Once again, just like Andre the Giant, I need a posse.
On Thursday morning—July 19, 2007, the Senate Committee on Energy and Natural Resources will hold a hearing in Room 366 of the Dirksen Office Building on the Commonwealth of the Northern Mariana Islands and proposed legislation to end decades of abuse.
As I have documented many times, the corruption and abuse on the Mariana Islands has been (and continues to be) appalling.
As expected, the old guard—the Pirates of Saipan—are sending a delegation to the Hearing. They will try and block legislation to extend US control of immigration and labor laws to the US Territory. They will try and deny justice to the long-abused working class on the CNMI.
I’ll be at the Hearing, supporting reform. It would be great to have some back-up—in the room and across the Country
Can you help? Can you join the posse...
Now I know that many of you can not be in Washington DC on Thursday morning. And I know that bringing justice to this far flung and dysfunctional corner of the American family does not have the draw of more hot button issues. It is hard for this issue to break through the chatter about Fox, impeachment or whatever.
Back in the 1970s, Henry Kissenger had this to say about the Marianas Islands and all the Pacific Trust Territories:
"We’re only talking about ninety thousand people, so who gives a damn?’’
Now, years later the population of the CNMI is around 90,000 and what Kissenger said is still true: Who gives a damn about this place?

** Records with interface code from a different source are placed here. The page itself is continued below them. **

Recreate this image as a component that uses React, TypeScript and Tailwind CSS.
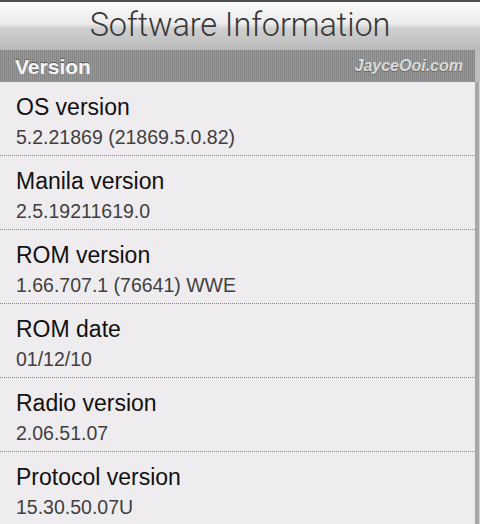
import React from "react";

const rows = [
  { t: "OS version", v: "5.2.21869 (21869.5.0.82)" },
  { t: "Manila version", v: "2.5.19211619.0" },
  { t: "ROM version", v: "1.66.707.1 (76641) WWE" },
  { t: "ROM date", v: "01/12/10" },
  { t: "Radio version", v: "2.06.51.07" },
  { t: "Protocol version", v: "15.30.50.07U" },
];

export default function App() {
  return (
    <div className="w-[480px] h-[524px] overflow-hidden flex flex-col bg-[#efecef] font-['Liberation_Sans',Arial,sans-serif]">
      <div className="h-[2px] bg-[#4d4d4d] shrink-0" />
      <div className="h-[48px] shrink-0 flex items-center justify-center bg-[linear-gradient(180deg,#fafafa_0%,#ececec_45%,#d0d0d0_55%,#b9b9b9_100%)]">
        <span className="font-['Roboto',sans-serif] font-light text-[32.5px] leading-none text-[#383838] tracking-[-0.1px] -mt-[1px]">
          Software Information
        </span>
      </div>
      <div className="flex flex-1 min-h-0">
        <div className="w-[475px] flex flex-col">
          <div className="h-[32px] shrink-0 flex items-center justify-between pl-[15px] pr-[12px] bg-[repeating-linear-gradient(90deg,#858585_0px,#858585_1px,#999999_1px,#999999_2px)]">
            <span className="text-[21px] font-bold text-[#f6f6f6] leading-none [text-shadow:0_-1px_0_#5a5a5a]">
              Version
            </span>
            <span className="text-[16px] font-bold italic text-[#dadada] leading-none [text-shadow:0_1px_1px_#666]">
              JayceOoi.com
            </span>
          </div>
          {rows.map((r) => (
            <div
              key={r.t}
              className="h-[74px] shrink-0 flex flex-col pl-[16px] pt-[11px] border-b border-dotted border-[#8a8a8a]"
            >
              <div className="text-[23px] leading-[28px] text-[#111]">{r.t}</div>
              <div className="text-[19.5px] leading-[24px] mt-[4px] text-[#404040]">{r.v}</div>
            </div>
          ))}
        </div>
        <div className="flex-1 flex flex-col">
          <div className="h-[32px] bg-[#bdbdbd]" />
          <div className="flex-1 flex">
            <div className="w-[4px] bg-[#a9a5a9]" />
            <div className="flex-1 bg-[#d6d3d6]" />
          </div>
        </div>
      </div>
    </div>
  );
}
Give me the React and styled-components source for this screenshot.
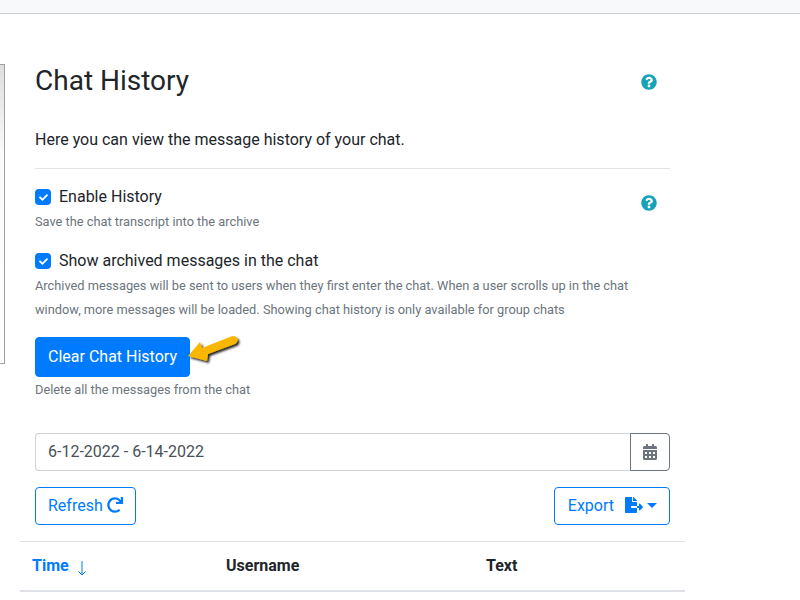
import React from 'react';
import styled, { createGlobalStyle } from 'styled-components';
import { FaQuestionCircle, FaCheck, FaCalendarAlt, FaRedo, FaFileExport } from 'react-icons/fa';

const Global = createGlobalStyle`
html, body { margin: 0; padding: 0; background: #fff; height: 600px; overflow: hidden; }
body { font-family: Roboto, "Liberation Sans", sans-serif; font-size: 16px; color: #212529; }
* { box-sizing: border-box; }
`
const TopBar = styled.div`
height: 14px;
background: #f8f9fa;
border-bottom: 1px solid #cfcfcf;
`
const Page = styled.div`
display: flex;
align-items: flex-start;
`
const SidePanel = styled.div`
width: 5px;
height: 300px;
margin-top: 50px;
border: 1px solid #a0a0a0;
border-left: none;
background: linear-gradient(to bottom, #dedede, #fafafa 30%, #fff);
`
const Main = styled.div`
width: 665px;
margin-left: 15px;
`
const Content = styled.div`
width: 650px;
padding-left: 15px;
`
const TitleRow = styled.div`
display: flex;
justify-content: space-between;
align-items: center;
padding: 50px 13px 0 0;
height: 84px;
`
const Title = styled.h3`
margin: 0;
font-size: 28px;
font-weight: 400;
line-height: 34px;
`
const Help = styled(FaQuestionCircle)`
color: #17a2b8;
font-size: 16px;
display: block;
flex: none;
margin-top: ${p => p.$top}px;
`
const Intro = styled.p`
margin: 0;
padding-top: 30px;
line-height: 24px;
`
const Divider = styled.hr`
margin: 16px 0 0;
border: none;
border-top: 1px solid #e2e3e5;
`
const OptionBlock = styled.div`
display: flex;
align-items: flex-start;
justify-content: space-between;
padding-right: 13px;
margin-top: 16px;
`
const CheckLabel = styled.label`
display: flex;
align-items: center;
gap: 8px;
line-height: 24px;
margin-top: ${p => p.$top || 0}px;
`
const CheckBox = styled.span`
width: 16px;
height: 16px;
border-radius: 4px;
background: #007bff;
color: #fff;
display: flex;
align-items: center;
justify-content: center;
font-size: 9px;
`
const Hint = styled.div`
font-size: 12.8px;
line-height: 24px;
color: #6c757d;
margin-top: ${p => p.$top || 0}px;
`
const ButtonWrap = styled.div`
position: relative;
`
const PrimaryButton = styled.button`
display: block;
height: 40px;
width: 155px;
margin-top: 15px;
background: #007bff;
color: #fff;
border: 1px solid #007bff;
border-radius: 4px;
font: 400 16px Roboto, sans-serif;
padding: 0 0 2px;
`
const Arrow = styled.svg`
position: absolute;
left: 150px;
top: -10px;
`
const DateGroup = styled.div`
display: flex;
height: 38px;
margin-top: 31px;
`
const DateInput = styled.div`
flex: 1;
border: 1px solid #ced4da;
border-right: none;
border-radius: 4px 0 0 4px;
padding: 0 12px;
line-height: 36px;
color: #495057;
`
const CalButton = styled.div`
width: 40px;
border: 1px solid #6c757d;
border-radius: 0 4px 4px 0;
color: #6c757d;
display: flex;
align-items: center;
justify-content: center;
font-size: 16px;
`
const Actions = styled.div`
display: flex;
justify-content: space-between;
margin-top: 16px;
`
const OutlineButton = styled.button`
display: flex;
align-items: center;
height: 38px;
padding: 0 12px 2px ${p => p.$left}px;
gap: ${p => p.$gap}px;
background: #fff;
color: #007bff;
border: 1px solid #007bff;
border-radius: 4px;
font: 400 16px Roboto, sans-serif;
`
const ExportIcon = styled(FaFileExport)`
width: 18px;
height: 16px;
`
const Caret = styled.span`
width: 0;
height: 0;
margin-left: -7px;
border-top: 5px solid #007bff;
border-left: 5px solid transparent;
border-right: 5px solid transparent;
`
const Table = styled.table`
width: 665px;
margin-top: 16px;
border-collapse: collapse;
table-layout: fixed;
`
const Th = styled.th`
height: 49px;
padding: 1px 12px 0;
text-align: left;
font-size: 16px;
line-height: 24px;
font-weight: 700;
width: ${p => p.$w}px;
color: ${p => p.$active ? '#007bff' : '#212529'};
border-top: 1px solid #dee2e6;
border-bottom: 2px solid #dee2e6;
`
const SortArrow = styled.svg`
margin-left: 8px;
vertical-align: -5px;
`

export default function App() {
  return (
    <>
      <Global />
      <TopBar />
      <Page>
        <SidePanel />
        <Main>
          <Content>
            <TitleRow>
              <Title>Chat History</Title>
              <Help $top={2} />
            </TitleRow>
            <Intro>Here you can view the message history of your chat.</Intro>
            <Divider />
            <OptionBlock>
              <div>
                <CheckLabel><CheckBox><FaCheck /></CheckBox>Enable History</CheckLabel>
                <Hint $top={1}>Save the chat transcript into the archive</Hint>
              </div>
              <Help $top={10} />
            </OptionBlock>
            <CheckLabel $top={15}><CheckBox><FaCheck /></CheckBox>Show archived messages in the chat</CheckLabel>
            <Hint $top={1}>
              Archived messages will be sent to users when they first enter the chat. When a user scrolls up in the chat<br />
              window, more messages will be loaded. Showing chat history is only available for group chats
            </Hint>
            <ButtonWrap>
              <PrimaryButton>Clear Chat History</PrimaryButton>
              <Arrow width="60" height="45" viewBox="0 0 60 45">
                <defs>
                  <filter id="arrowShadow" x="-20%" y="-20%" width="150%" height="160%">
                    <feDropShadow dx="2" dy="2" stdDeviation="1.2" floodColor="#000" floodOpacity="0.85" />
                  </filter>
                </defs>
                <path d="M3 29 L15 15 L17 21 L46 9.5 Q50 8 52 11 Q53.5 15 50 17 L23 27 L22 34 Z" fill="#fab700" filter="url(#arrowShadow)" />
              </Arrow>
            </ButtonWrap>
            <Hint $top={1}>Delete all the messages from the chat</Hint>
            <DateGroup>
              <DateInput>6-12-2022 - 6-14-2022</DateInput>
              <CalButton><FaCalendarAlt /></CalButton>
            </DateGroup>
            <Actions>
              <OutlineButton $left={12} $gap={4}>Refresh <FaRedo /></OutlineButton>
              <OutlineButton $left={13} $gap={11}>Export <ExportIcon /><Caret /></OutlineButton>
            </Actions>
          </Content>
          <Table>
            <thead>
              <tr>
                <Th $w={194} $active>
                  Time
                  <SortArrow width="10" height="16" viewBox="0 0 10 16" fill="none" stroke="#007bff" strokeWidth="1">
                    <path d="M5 1 V15 M1.5 11.5 L5 15 L8.5 11.5" />
                  </SortArrow>
                </Th>
                <Th $w={260}>Username</Th>
                <Th>Text</Th>
              </tr>
            </thead>
          </Table>
        </Main>
      </Page>
    </>
  );
}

Still, if you have been following the growing Abramoff scandal and my Diaries on the scandal and the CNMI, you know it is important to end the abuse. It has been going on for more than twenty-five years. It is another stain on the human rights record of America. It is time to clean it up.
This should be a no-brainer for the 110th Congress. After all, the CNMI/Abramoff issue had an impact last November. We defeated 20 of the Abramoff 65, a group of Republican candidates I identified as having multiple connections to Jack Abramoff. We rode the story of abuse on the CNMI to many of those victories and I think we owe the guest workers on the CNMI some justice.
We also owe the indigenous peoples of the CNMI, American Samoa and the other Pacific Islands the opportunity to have a sustainable and thriving economy that is not rooted in exploitation, corruption and environmental destruction. We owe them a system with some measures of local control to protect their unique cultures from extinction.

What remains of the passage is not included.